Activists in San Francisco’s Mission District Wednesday remembered the victim of an officer-involved shooting that occurred nearly two years ago as they simultaneously mourned the loss of another life at the hands of police Tuesday night.
Police fatally shot a man as they were investigating a robbery near 20th and Capp streets around 10:35 p.m. Tuesday.
According to police, two people flagged down officers and described being robbed by the occupants of a black Honda Civic. Officers caught up with a vehicle matching that description nearby on Capp Street between 21st and 22nd streets.
Two people in the vehicle were detained. Officers tried to detain a third person, who was reportedly in the car’s trunk, and that’s when the officer-involved shooting occurred. A gun was found in the car’s trunk, police said.
Police have not released further details about exactly how the shooting occurred.
A handful of members of the group Justice For Luis Gongora Pat today rallied outside the Mission police station at Valencia and 17th streets to protest the recent police shooting.

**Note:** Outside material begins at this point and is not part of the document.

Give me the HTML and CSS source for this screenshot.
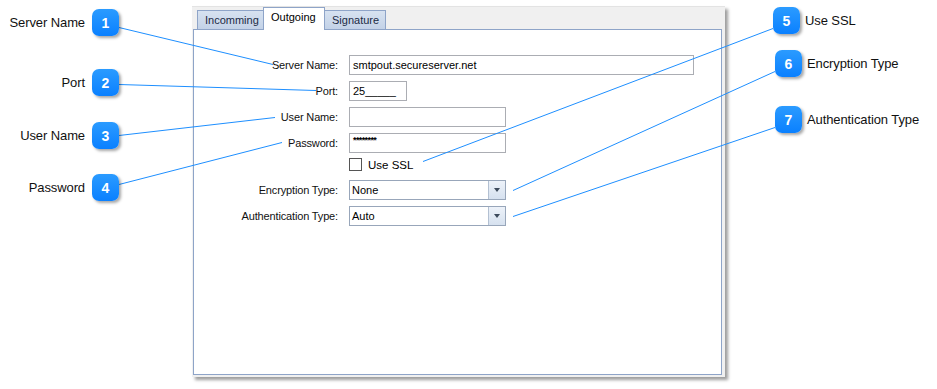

Adriana Camarena with the group said today’s impromptu rally was a reaction to “this new tragedy.”
Camarena said:
“We want SFPD to change … There’s no police accountability, no one to enforce it.”
Group members earlier today met at the site of the fatal officer-involved shooting of Luis Gongora Pat, which occurred near the corner of Shotwell and 19th streets on April 7, 2016.
Today marked exactly one year and 11 months since that shooting.
Officers shot Gongora Pat, 45, several times after Homeless Outreach Team members called police because they allegedly saw him swinging a large kitchen knife.
The officers reportedly told him to put down the knife, in both English and Spanish, several times and struck him with less-lethal beanbag rounds. However, officers shot him when he ran toward them with the knife, according to police.
Gongora Pat’s family has since been advocating for San Francisco District Attorney George Gascon to charge the officers with murder.
Of Gascon, Camarena said:
“He never charges any officers in a shooting. Never since he entered office.”
Last week, Gongora Pat’s family met with Gascon for the first time since the shooting to discuss updates in the investigation.
According to the group, Gascon explained why the law makes it hard for him to charge officers in shootings but said he is between six to eight weeks away from reaching a decision on whether the officers, identified as Sgt. Nate Steger and Officer Michael Mellone, will be charged.
A vigil and march will be held this evening for the victim in Tuesday’s shooting. The vigil is planned at 5 p.m. near the site of the shooting at Capp and 20th streets.